Exercise
Which lines below hold the word "single"? Report each one.

Records for processing
○ ○ ○ ○

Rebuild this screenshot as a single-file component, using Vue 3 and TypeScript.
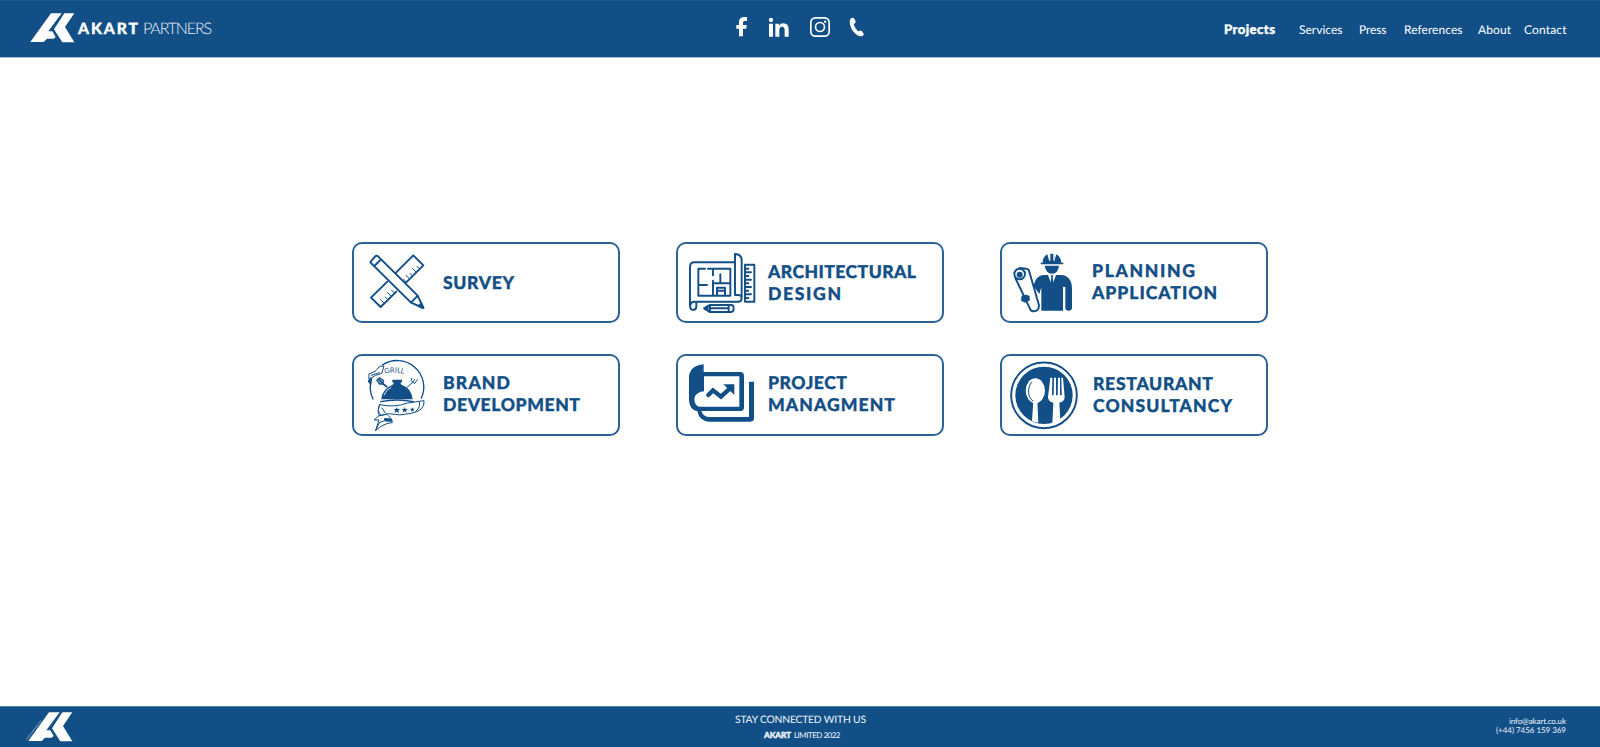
<script setup lang="ts">
import { h } from 'vue'

interface FitProps {
  text: string
  width: number
  size: number
  weight?: number
  height: number
  base: number
}

// A single line of text tracked out to an exact measure.
const Fit = (p: FitProps) =>
  h('svg', { width: p.width, height: p.height, class: 'fit' }, [
    h(
      'text',
      {
        x: 0,
        y: p.base,
        'font-size': p.size,
        'font-weight': p.weight ?? 400,
        textLength: p.width,
        lengthAdjust: 'spacing',
      },
      p.text,
    ),
  ])
Fit.props = ['text', 'width', 'size', 'weight', 'height', 'base']

interface Service {
  key: string
  view: string
  lines: { text: string; width: number }[]
}

const services: Service[] = [
  { key: 'survey', view: '27 27 255 231', lines: [{ text: 'SURVEY', width: 71 }] },
  {
    key: 'architect',
    view: '24 27 255 231',
    lines: [{ text: 'ARCHITECTURAL', width: 148 }, { text: 'DESIGN', width: 73 }],
  },
  {
    key: 'planning',
    view: '27 27 255 231',
    lines: [{ text: 'PLANNING', width: 103 }, { text: 'APPLICATION', width: 125 }],
  },
  {
    key: 'branding',
    view: '27 24 255 234',
    lines: [{ text: 'BRAND', width: 67 }, { text: 'DEVELOPMENT', width: 137 }],
  },
  {
    key: 'project',
    view: '24 24 255 234',
    lines: [{ text: 'PROJECT', width: 79 }, { text: 'MANAGMENT', width: 127 }],
  },
  {
    key: 'restaurant',
    view: '27 24 255 234',
    lines: [{ text: 'RESTAURANT', width: 120 }, { text: 'CONSULTANCY', width: 139 }],
  },
]

const links = [
  { text: 'Projects', width: 51, gap: 24, bold: true },
  { text: 'Services', width: 43.5, gap: 16.5 },
  { text: 'Press', width: 27.5, gap: 17 },
  { text: 'References', width: 58.5, gap: 16 },
  { text: 'About', width: 33, gap: 12.5 },
  { text: 'Contact', width: 42.5, gap: 0 },
]
</script>

<template>
  <div class="page">
    <header class="top">
      <a class="logo">
        <svg class="mark" width="45" height="30" viewBox="92 40 135 90">
          <path d="M93 127 155 41H187L147 95H159L169 112 163 117H143L133 127Z" />
          <path d="M195 41H225L197 82 225 128H189L164 89Z" />
        </svg>
        <Fit class="strong" text="AKART" :width="60" :size="15.7" :weight="900" :height="20" :base="15.5" />
        <Fit class="light" text="PARTNERS" :width="69" :size="16" :weight="300" :height="20" :base="15.5" />
      </a>
      <div class="social">
        <svg width="160" height="57" viewBox="0 0 480 171">
          <path d="M81 51V63H73Q69 63 69 68V75H80L79 86H69V109H57V86H49V75H57V67Q57 52 71 51Z" />
          <circle cx="153" cy="60" r="6.5" />
          <path d="M147 71H159V110H147ZM166 71H177V77Q181 70 190 70Q206 70 206 88V110H194V90Q194 80 186 80Q178 80 178 90V110H166Z" />
          <g class="ring">
            <rect x="272.500" y="53.500" width="55" height="55" rx="14" />
            <circle cx="300" cy="81" r="13.500" />
          </g>
          <circle cx="315.500" cy="65" r="3.500" />
          <path d="M393 55Q399 51 402 55L407 64Q408 68 403 71L401 73Q404 84 414 94L420 92Q423 91 426 94L431 101Q433 105 428 107Q419 112 408 103Q390 87 389 66Q389 59 393 55Z" />
        </svg>
      </div>
      <nav class="menu">
        <a v-for="l in links" :key="l.text" :style="{ marginRight: l.gap + 'px' }">
          <Fit :class="{ strong: l.bold }" :text="l.text" :width="l.width" :size="l.bold ? 13.2 : 12" :weight="l.bold ? 900 : 400" :height="20" :base="14" />
        </a>
      </nav>
    </header>

    <main class="grid">
      <a v-for="s in services" :key="s.key" class="card" :class="s.key">
        <svg class="icon" :viewBox="s.view">
          <g v-if="s.key === 'survey'" class="line">
            <path d="M153 113 205 61 235 91 183 143M127 140 78 188 107 216 154 170" />
            <path class="thin" d="M223 101 216 94M213 111 203 101M202 122 195 115M193 131 183 121M183 140 176 133M147 173 140 166M138 183 128 173M127 193 120 186M117 204 107 194" />
            <path d="M77 80 90 65Q95 60 100 65L218 182 235 219 198 203 79 85Q75 82 77 80ZM88 93 108 73M198 203 218 182" />
            <path class="solid" d="M235 219 221 213 229 205Z" />
          </g>

          <g v-else-if="s.key === 'architect'" class="line">
            <path d="M193 82H73Q60 82 60 96V211Q60 225 70 225 79 225 79 214V200H205Q215 200 215 188V76Q215 58 195 57V180H205Q215 181 215 188M79 201Q61 197 61 213" />
            <path d="M105 101H85V182H181V101H114M129 101V121M85 150H111M129 137V182M129 145H181M151 118V145M141 182V158H165V182M141 167H165" />
            <path d="M225 89H253V200H225ZM225 101H235M225 112H243M225 123H235M225 134H243M225 145H235M225 156H243M225 167H235M225 178H243M225 189H235" />
            <path d="M103 220 119 210H184Q191 210 191 220 191 231 184 231H119ZM120 210V231M125 220H176M176 210V231" />
            <path class="solid" d="M103 220 113 214V226Z" />
          </g>

          <g v-else-if="s.key === 'planning'" class="fill">
            <path d="M143 88V83H149Q149 66 163 58L168 75 169 56H184L185 75 190 58Q204 66 205 83H211V88Z" />
            <path class="gap" d="M170 55V77M183 55V77" />
            <path d="M155 92H198Q195 116 177 116 159 116 155 92Z" />
            <path d="M145 227V157L139 177 121 153Q130 120 151 120H165L177 153 189 120H204Q236 122 237 160V219Q236 227 227 227 218 227 217 219V156H210V227Z" />
            <path d="M173 121H181L179 128 183 149 177 156 171 149 175 128Z" />
            <path class="gap" d="M213 155V228" />
            <g class="line">
              <path class="paper" d="M80 99 99 101Q108 103 109 110L138 211Q138 229 123 229 113 229 111 221L67 129Z" />
              <circle class="paper" cx="80" cy="117" r="16" />
            </g>
            <circle cx="80" cy="119" r="9" />
            <path d="M92 181Q99 177 104 181 112 182 110 190 113 198 104 199 98 206 91 200 82 199 85 191 83 182 92 181Z" />
          </g>

          <g v-else-if="s.key === 'branding'" class="fill">
            <g class="line fine">
              <path d="M84 153A80 80 0 0 1 80 92M112 51A80 80 0 0 1 229 151" />
              <path class="thin" d="M73 77Q93 73 103 55L117 54 110 76Q92 80 73 93ZM79 82 103 74" />
              <path class="paper thin" d="M105 170Q146 180 188 165L237 158Q241 188 198 196 165 205 130 197L104 203Q94 194 105 170Z" />
              <path class="thin" d="M103 171Q95 188 107 200M102 203 126 199Q139 209 139 220 120 213 103 224L92 247Q117 225 142 224L139 213M102 203 87 216 102 216 92 247M223 161Q228 176 213 190M111 180 121 195" />
              <path class="thin" d="M186 118 203 103Q196 99 200 91M203 103 209 106 217 95M203 103 209 94" />
            </g>
            <path d="M68 99 76 88 80 110Q69 105 68 99ZM93 97 104 87 118 97 116 106 128 115 125 119 113 110 103 110Z" />
            <path class="gap thin" d="M99 97 108 106M105 92 114 101" />
            <path d="M109 154Q111 122 143 110L147 104 142 103V95H171V103L166 104 169 110Q200 120 203 154Z" />
            <path class="gap thin" d="M117 142Q123 124 139 118" />
            <path class="line fine" d="M107 161Q156 151 205 161" />
            <path d="M155 177 158 183 165 183 160 188 162 195 155 191 149 195 151 188 146 183 153 183ZM179 177 182 183 188 183 183 188 185 194 179 190 173 194 175 188 170 183 177 183ZM202 178 204 182 209 182 205 186 207 191 202 188 197 191 199 186 195 182 200 182Z" />
            <path d="M116 211Q132 207 144 217 131 223 119 219Z" />
            <path id="badge-arc" class="none" d="M120 78Q147 68 184 80" />
            <text class="badge"><textPath href="#badge-arc" textLength="58">GRILL</textPath></text>
          </g>

          <g v-else-if="s.key === 'project'" class="fill">
            <path d="M101 49V72H211Q222 73 222 83V179Q221 189 211 189H94Q100 207 119 207H237V101H252V211Q252 221 241 221H117Q88 219 82 190 58 185 57 157V85Q61 52 101 49Z" />
            <path class="hole" d="M102 85H208V176H87Q74 173 73 153 75 133 102 130Z" />
            <path class="arrow" d="M115 141 129 127 153 146 180 121" />
            <path d="M160 109H193V141Z" />
          </g>

          <g v-else class="fill">
            <circle class="line" cx="153" cy="142" r="98.500" />
            <circle cx="153" cy="142" r="86" />
            <g class="hole">
              <ellipse cx="127" cy="128" rx="29" ry="37" />
              <path d="M121 158H133L136 224 117 220Z" />
              <path d="M172 89H178L177 142H182L183 89H189V142H194L195 89H201V142H206L205 89H210L215 147Q215 161 199 164L202 216Q190 224 178 226L181 164Q165 161 165 147Z" />
            </g>
            <path class="thin line" d="M115 103Q102 122 109 145 113 155 120 159" />
          </g>
        </svg>
        <span class="label">
          <Fit v-for="l in s.lines" :key="l.text" class="strong" :text="l.text" :width="l.width" :size="17.6" :weight="900" :height="21.7" :base="17" />
        </span>
      </a>
    </main>

    <footer class="bottom">
      <svg class="mark" width="49" height="30" viewBox="80 40 147 90">
        <path d="M93 127 155 41H187L147 95H159L169 112 163 117H143L133 127Z" />
        <path d="M195 41H225L197 82 225 128H189L164 89Z" />
        <path class="hatch" d="M88 122 131 66" />
      </svg>
      <div class="center">
        <Fit text="STAY CONNECTED WITH US" :width="131" :size="10.3" :height="14" :base="10.2" />
        <div class="company">
          <Fit class="strong" text="AKART" :width="27" :size="8.3" :weight="900" :height="12" :base="11" />
          <Fit text="LIMITED 2022" :width="46.5" :size="8" :height="12" :base="11" />
        </div>
      </div>
      <address class="contact">
        <Fit text="info@akart.co.uk" :width="57" :size="8" :height="9" :base="7" />
        <Fit text="(+44) 7456 159 369" :width="70" :size="8" :height="10" :base="7.3" />
      </address>
    </footer>
  </div>
</template>

<style>
body {
  background: #fff;
}
</style>

<style scoped>
.page {
  box-sizing: border-box;
  height: 747px;
  display: flex;
  flex-direction: column;
  overflow: hidden;
  color: #124f87;
  font-family: Lato, "Open Sans", sans-serif;
  text-rendering: geometricPrecision;
}
.fit {
  display: block;
  overflow: visible;
  fill: currentColor;
}
.fit.strong {
  stroke: currentColor;
  stroke-width: 0.35px;
}
.top {
  display: grid;
  grid-template-columns: 720px 504px 1fr;
  height: 56px;
  border-top: 1px solid #1d5990;
  border-bottom: 1px solid #a4b9d6;
  background: #124f87;
  color: #fff;
  flex: none;
}
.logo {
  display: flex;
  align-items: flex-start;
  padding: 12px 0 0 30px;
}
.logo .fit {
  margin: 5px 0 0 3px;
}
.logo .light {
  margin-left: 5px;
  opacity: 0.92;
}
.mark {
  display: block;
  fill: #fff;
}
.social svg {
  display: block;
  margin-top: -1px;
  fill: #fff;
}
.social .ring {
  fill: none;
  stroke: #fff;
  stroke-width: 5;
}
.menu {
  display: flex;
  padding-top: 18.500px;
}
.grid {
  flex: 1;
  display: grid;
  grid-template: 81px 82px / repeat(3, 268px);
  gap: 31px 56px;
  align-content: start;
  padding: 184px 0 0 352px;
}
.card {
  box-sizing: border-box;
  display: flex;
  align-items: flex-start;
  border: 2px solid #2b6296;
  border-radius: 10px;
}
.icon {
  display: block;
  flex: none;
  width: 85px;
  height: 100%;
}
.label {
  padding: 17px 0 0 5px;
}
.survey .label {
  padding: 28px 0 0 3.500px;
}
.planning .label {
  padding-top: 16px;
}
.branding .label {
  padding: 16px 0 0 3.500px;
}
.project .label {
  padding-top: 16px;
}
.restaurant .label {
  padding: 17px 0 0 6px;
}
.fill {
  fill: #124f87;
}
.line {
  fill: none;
  stroke: #124f87;
  stroke-width: 5.800;
  stroke-linejoin: round;
  stroke-linecap: round;
}
.fine {
  stroke-width: 4;
}
.thin {
  stroke-width: 3;
}
.solid {
  fill: #124f87;
}
.paper,
.hole {
  fill: #fff;
}
.gap {
  fill: none;
  stroke: #fff;
  stroke-width: 4;
}
.gap.thin {
  stroke-width: 2.500;
}
.none {
  fill: none;
}
.arrow {
  fill: none;
  stroke: #124f87;
  stroke-width: 13;
  stroke-linecap: round;
}
.badge {
  font-size: 22px;
}
.bottom {
  box-sizing: border-box;
  flex: none;
  height: 41px;
  display: grid;
  grid-template-columns: 24px 49px 1fr 73px;
  border-top: 1px solid #5e84a9;
  background: #124f87;
  color: #eef4fb;
}
.bottom .mark {
  grid-column: 2;
  margin-top: 5px;
}
.hatch {
  stroke: #d4e1ee;
  stroke-width: 5;
  stroke-dasharray: 2 2;
  opacity: 0.6;
}
.center {
  grid-column: 3;
  display: flex;
  flex-direction: column;
  align-items: center;
  padding-top: 6px;
}
.company {
  display: flex;
  gap: 2.500px;
  margin-left: 4px;
}
.contact {
  grid-column: 4;
  display: flex;
  flex-direction: column;
  align-items: flex-end;
  padding: 10px 34px 0 0;
  font-style: normal;
}
</style>
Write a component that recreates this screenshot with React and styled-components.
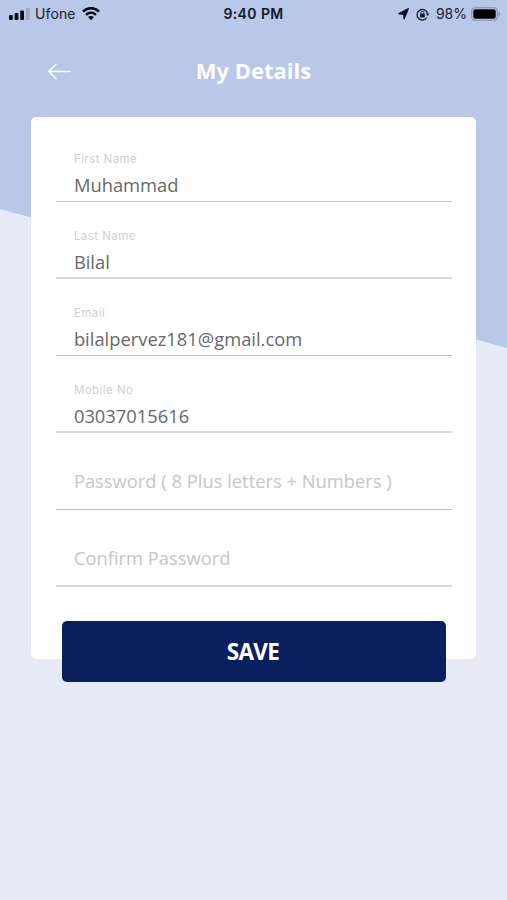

○ ○ ○ ○

Exercise result
Rebuild this screenshot as a single-file component, using Vue 3 and TypeScript.
// A single line of text tracked out to an exact measure.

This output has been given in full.